Ao que os operários, para tranquilizar aquela alma inquieta, respondiam com diligência:
-Já falta muito pouco, não se preocupe que dento em breve verá a sua terra iluminada.
Ao que o impaciente inquiridor, monologando com os seus botões, dizia em surdina:
- Agora, é que vamos fazer ver aqueles “merdas” da Gralheira quem é que tem luz…
Os trabalhos foram evoluindo e foi marcada a data da inauguração para o dia da festa em honra de S.Lourenço. Toda a freguesia se engalanava para celebrar com pompa e circunstância a efeméride, para gáudio do decano comandante que aguardava triunfante a realização do evento. Mas, insondáveis são os desígnios divinos ou os caprichos do destino e, pouco tempo antes da data anunciada, finou-se o famigerado “Ruço da Cara Linda”. Foi com grande pesar que a notícia foi recebida pelas redondezas, mesmo aqueles que tinham sido alvo das suas emboscadas, com o passar do tempo, encaravam com complacência as ações deste senhor da guerra, afluindo em grande número ao funeral. Um dos mais pesarosos era o Anastácio, descendente em primeiro grau, confidente e fiel companheiro de muitas jornadas. Conhecedor das apetências do seu pai, no cortejo fúnebre, carpia a dor com um lamento muito peculiar:
- Aí paizinho!... Tanto querias ver a luz e não chegaste a ver a luz…

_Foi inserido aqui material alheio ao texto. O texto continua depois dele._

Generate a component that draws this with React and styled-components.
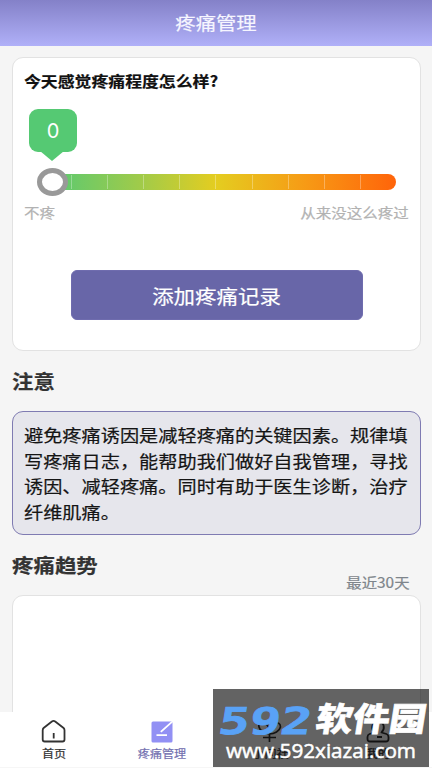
import styled, { createGlobalStyle } from "styled-components";

const GlobalStyle = createGlobalStyle`
  * {
    box-sizing: border-box;
  }
  body {
    margin: 0;
    background: #f5f5f5;
    font-family: "Noto Sans CJK SC", sans-serif;
    overflow: hidden;
  }
`;

const Page = styled.div`
  position: relative;
  width: 432px;
  height: 768px;
  display: flex;
  flex-direction: column;
  overflow: hidden;
  background: #f5f5f5;
`;

// wide lettering used all over the app
const Wide = styled.span`
  display: block;
  white-space: nowrap;
  transform: scaleX(${(p) => p.$x || 1.1});
  transform-origin: ${(p) => p.$from || "left"} center;
  -webkit-text-stroke: 0.2px currentColor;
`;

const Header = styled.header`
  height: 46px;
  flex: none;
  display: flex;
  align-items: center;
  justify-content: center;
  padding-bottom: 2px;
  background: linear-gradient(#8481c8, #b0b0f8);
  color: #f6f6ff;
  font-size: 18.5px;
  line-height: 28px;
`;

const Content = styled.main`
  flex: 1;
  min-height: 0;
  overflow: hidden;
  display: flex;
  flex-direction: column;
  padding: 11px 11px 0 12px;
`;

const Card = styled.section`
  flex: none;
  height: ${(p) => p.$height}px;
  background: #fff;
  border: 1px solid #e2e2e2;
  border-radius: 11px;
  padding: 11px 11px 0;
`;

const Question = styled.div`
  height: 26px;
  line-height: 22px;
  font-size: 15.2px;
  font-weight: 700;
  color: #111;
`;

const Slider = styled.div`
  display: flex;
  flex-direction: column;
  margin: 14px 12px 0 12px;
`;

const Bubble = styled.div`
  position: relative;
  width: 48px;
  height: 43px;
  margin-left: -7px;
  border-radius: 9px;
  background: #55c973;
  color: #fff;
  display: flex;
  align-items: center;
  justify-content: center;
  font-family: Inter, sans-serif;
  font-size: 20px;
  padding-top: 1px;

  &::after {
    content: "";
    position: absolute;
    left: 11px;
    top: 42px;
    border: 12px solid transparent;
    border-top: 10px solid #55c973;
    border-bottom: 0;
  }
`;

const Track = styled.div`
  position: relative;
  width: 360px;
  height: 16px;
  margin-top: 22px;
  border-radius: 8px;
  display: flex;
  background: linear-gradient(90deg, transparent 10px, #55c974 10px, #a3cb48 30%, #e4cd20 50%, #f79a15 75%, #ff640a);
`;

const Step = styled.div`
  flex: 1;
  margin: 1px 0;
  border-right: 1px solid rgba(255, 255, 255, 0.3);

  &:last-of-type {
    border-right: none;
  }
`;

const Thumb = styled.span`
  position: absolute;
  left: 1px;
  top: -6px;
  width: 31px;
  height: 28px;
  border: 5.5px solid #999;
  border-radius: 50%;
  background: #fff;
`;

const Ends = styled.div`
  display: flex;
  justify-content: space-between;
  margin-top: 10px;
  height: 25px;
  line-height: 24px;
  font-size: 14.1px;
  color: #b2b2b2;
`;

const AddButton = styled.button`
  display: flex;
  align-items: center;
  justify-content: center;
  width: 292px;
  height: 50px;
  margin: 45px 0 0 47px;
  padding: 0;
  border: 1px solid #6f6cae;
  border-radius: 6px;
  background: #6866a8;
  color: #fff;
  font-family: inherit;
  font-size: 19.5px;
`;

const Row = styled.div`
  flex: none;
  height: ${(p) => p.$height}px;
  display: flex;
  justify-content: space-between;
`;

const Heading = styled.h2`
  margin: ${(p) => p.$top}px 0 0;
  font-size: 19.5px;
  line-height: 28px;
  font-weight: 700;
  color: #333;
`;

const Range = styled.div`
  margin: 36px 11px 0 0;
  font-size: 14px;
  line-height: 22px;
  color: #7e858b;
`;

const Notice = styled.section`
  flex: none;
  height: 124px;
  border: 1px solid #7f7bb2;
  border-radius: 11px;
  background: #e6e6ec;
  padding: 10px 11px;
  font-size: 17.45px;
  line-height: 25.6px;
  color: #151515;
`;

const TabBar = styled.nav`
  flex: none;
  height: 56px;
  display: grid;
  grid-template-columns: repeat(4, 1fr);
  background: #fff;
  border-bottom: 1px solid #f6f6f6;
`;

const Tab = styled.div`
  display: flex;
  flex-direction: column;
  align-items: center;
  padding-top: 7px;
  font-size: 11px;
  line-height: 16px;
  color: ${(p) => (p.$active ? "#7370b0" : "#333")};

  svg {
    flex: none;
    margin-bottom: 2px;
  }
`;

const Watermark = styled.div`
  position: absolute;
  left: 213px;
  top: 689px;
  width: 216px;
  height: 78px;
  background: rgba(0, 0, 0, 0.61);
`;

const HomeIcon = () => (
  <svg width="26" height="24" viewBox="0 0 26 24" fill="none" stroke="#333" strokeWidth="1.8" strokeLinejoin="round">
    <path d="M10.900 2.500 2.600 9Q1.700 9.800 1.700 11.200V20.500q0 2 2 2h17.800q2 0 2-2V11.200Q23.500 9.800 22.600 9L14.200 2.500Q12.500 1.300 10.900 2.500Z" />
    <path d="M12.700 14v5.500" />
  </svg>
);

const PainIcon = () => (
  <svg width="26" height="24" viewBox="0 0 26 24" fill="none">
    <rect x="2.500" y="2.500" width="21" height="21" rx="1.500" fill="#9290f4" />
    <path d="m11.800 12.800 11.200-10M7.500 16.200h10.500" stroke="#fff" strokeWidth="1.800" />
  </svg>
);

const FlowerIcon = () => (
  <svg width="26" height="24" viewBox="0 0 26 24" fill="none" stroke="#333" strokeWidth="1.7">
    <path d="M12.500 15C7 14 3 12 2 8 1 4 4 3 7 4c4 1 6 6 5.500 11ZM12.500 15c5 0 10-3 11-7 0-4-3-5-6-3.500-4 2-5 6-5 10.500Zm0 0v8M6 18.500h13" />
  </svg>
);

const UserIcon = () => (
  <svg width="26" height="24" viewBox="0 0 26 24" fill="none" stroke="#333" strokeWidth="1.8" strokeLinejoin="round">
    <path d="M9.500 13.500C6 10 6 3 13 3s7 7 3.500 10.500l5 1.500q2 .7 2 3v2q0 2.500-2.500 2.500H5q-2.500 0-2.500-2.500v-2q0-2.300 2-3ZM12 18h5" />
  </svg>
);

const tabs = [
  { text: "首页", icon: <HomeIcon /> },
  { text: "疼痛管理", icon: <PainIcon />, active: true },
  { text: "小问社", icon: <FlowerIcon /> },
  { text: "我的", icon: <UserIcon /> },
];

const notice = [
  "避免疼痛诱因是减轻疼痛的关键因素。规律填",
  "写疼痛日志，能帮助我们做好自我管理，寻找",
  "诱因、减轻疼痛。同时有助于医生诊断，治疗",
  "纤维肌痛。",
];

const SiteMark = () => (
  <Watermark>
    <svg width="216" height="78" viewBox="0 0 216 78">
      <g transform="translate(4 45) skewX(-9)">
        <text x="0" y="-0.5" textLength="93" lengthAdjust="spacingAndGlyphs" fontFamily="DejaVu Sans Mono" fontWeight="700" fontSize="37" fill="#59a2f6" stroke="#59a2f6" strokeWidth="0.8">592</text>
        <text x="97" y="-3" textLength="110" lengthAdjust="spacingAndGlyphs" fontFamily="Noto Sans CJK SC" fontWeight="900" fontSize="33" fill="#fff" stroke="#fff" strokeWidth="0.6">软件园</text>
      </g>
      <text x="13" y="69" textLength="190" lengthAdjust="spacingAndGlyphs" fontFamily="Open Sans" fontSize="20.5" fill="#fff" stroke="#fff" strokeWidth="0.5">www.592xiazai.com</text>
    </svg>
  </Watermark>
);

const App = () => {
  return (
    <Page>
      <GlobalStyle />
      <Header>
        <Wide $from="center">疼痛管理</Wide>
      </Header>
      <Content>
        <Card $height={294}>
          <Question>
            <Wide $x={1.11}>今天感觉疼痛程度怎么样?</Wide>
          </Question>
          <Slider>
            <Bubble>0</Bubble>
            <Track>
              {Array.from({ length: 10 }, (_, i) => (
                <Step key={i} />
              ))}
              <Thumb />
            </Track>
          </Slider>
          <Ends>
            <Wide>不疼</Wide>
            <Wide $from="right">从来没这么疼过</Wide>
          </Ends>
          <AddButton>
            <Wide $from="center">添加疼痛记录</Wide>
          </AddButton>
        </Card>
        <Row $height={60}>
          <Heading $top={16}>
            <Wide>注意</Wide>
          </Heading>
        </Row>
        <Notice>
          {notice.map((line) => (
            <Wide key={line}>{line}</Wide>
          ))}
        </Notice>
        <Row $height={60}>
          <Heading $top={16}>
            <Wide>疼痛趋势</Wide>
          </Heading>
          <Range>
            <Wide $from="right">最近30天</Wide>
          </Range>
        </Row>
        <Card $height={240} />
      </Content>
      <TabBar>
        {tabs.map((tab) => (
          <Tab key={tab.text} $active={tab.active}>
            {tab.icon}
            <Wide $from="center">{tab.text}</Wide>
          </Tab>
        ))}
      </TabBar>
      <SiteMark />
    </Page>
  );
};

export default App;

Não viu a luz, mas a sua imagem ainda resplandece na memória da nossa gente que o recorda como homem de uma época em que as disputas bairristas, geradas na ignorância e acicatadas pela miséria, eram mediadas pelo “jogo do pau”. Mais temerário que valente e mais ousado do que destro, é recordado como uma figura pitoresca, muito diferente da reputação de desordeiro que os seus atos indiciam. Permanece como personagem de uma era, à qual assisti ao epílogo, reflexa de um Portugal antigo, preservado por uma evolução comezinha e assimétrica, que poucos desejam… mas deixa alguma saudade.